After a semi-failed long-range penetration expedition in Abyssinia, a prototype of his later work with the Chindits and the mission of the Marauders, Wingate wrote a blistering report on the failures of British command to support his unit (this frustration with lack of support was common among the leaders whose careers intersected with Galahad.  Hunter wrote a similar letter following the conclusion of the Burma campaign, though, Ogburn notes, was far more circumspect than Wingate, in keeping with both men’s characters).  When Wingate’s report was suppressed, he attempted to slit his own throat in a Cairo hotel room.  A mercurial fellow, to say the least. 

Despite these setbacks, Wingate would set the foundation for what would become the Marauders, though Stilwell, the American commander who was not, putting it mildly, a fan of the British, refused to let him exercise any control over the unit.  Wingate would eventually die in a plane crash in India during the early months of Galahad.

Wingate, therefore, led the British side of the operation at the outset and Joseph Stilwell the American.  Stilwell was primarily responsible for liaising with our Chinese allies and thus spent much of the war banging his head against Chiang Kai-Shek’s intransigeance, and, at least perceived, incompetence  Eventually, the conflict with Chiang would get Stillwell reassigned, but the hostility between the two soured relations between Chiang and the US Government, leading to the end of US support for the Nationalists subsequently victory for Mao and the Communists in the Chinese Civil War a few years later.
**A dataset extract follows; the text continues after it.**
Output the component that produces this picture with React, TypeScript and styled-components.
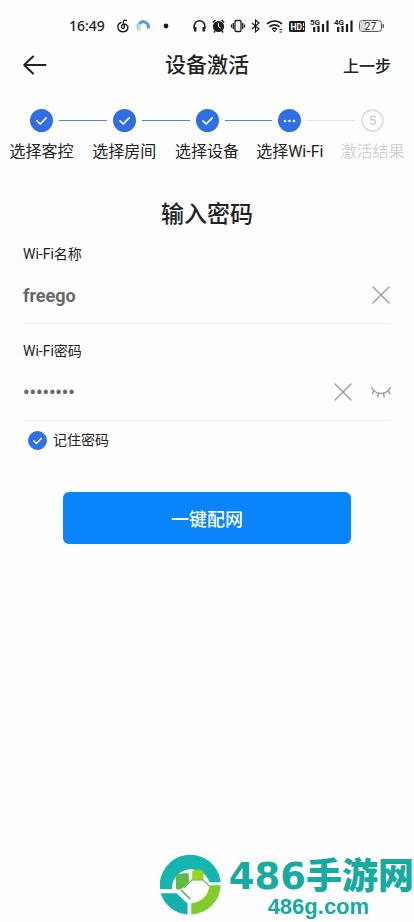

On Ogburn’s account, Stilwell was an exemplar of the Peter Principle, an excellent field commander, promoted beyond his ability into a role commanding an entire theater.  There is thus sympathy there, alongside a lingering bitterness at the mal-treatment of the Marauders, stemming from Stilwell’s leadership failures and prickly personality (worth noting, his nickname was “Vinegar Joe” Stilwell).

Perhaps, the greatest of these failures was a lack of planning and organization that would plague the 5307th from the outset.  Volunteer only, the unit was assembled hastily, and shipped overseas without a name, without insignia, without time traiing together to develop rapport, and shuttled throughout India for a secret and largely undefined mission that was, by the time it was launched, incongruent with the Allies’ larger strategic goals not to mention driven by a little too much “we’ll show those Brits” than appropriate for a theater in which the British were in overall command  (Ogburn has many positive things to say about Mountbatten, so we might wonder if he would have preferred the unit to have remained under British control, as originally intended).

Slogging through the merciless jungles of northern Burma, the Marauders were undersupplied, underfed, and thoroughly unprepared for the rigors of the jungle.  The response by American commanders was to dramatically extend their mission, pushing the unit beyond endurance and into what was essentially a state of open mutiny and outright collapse as a cohesive force, the latter most starkly illustrated by the statistics above.  And this is the second great failure of Stilwell, who seems to have made the error that hard-driving, tough men often make in assuming that their own sheer bloody-minded determination can push through impossible limits.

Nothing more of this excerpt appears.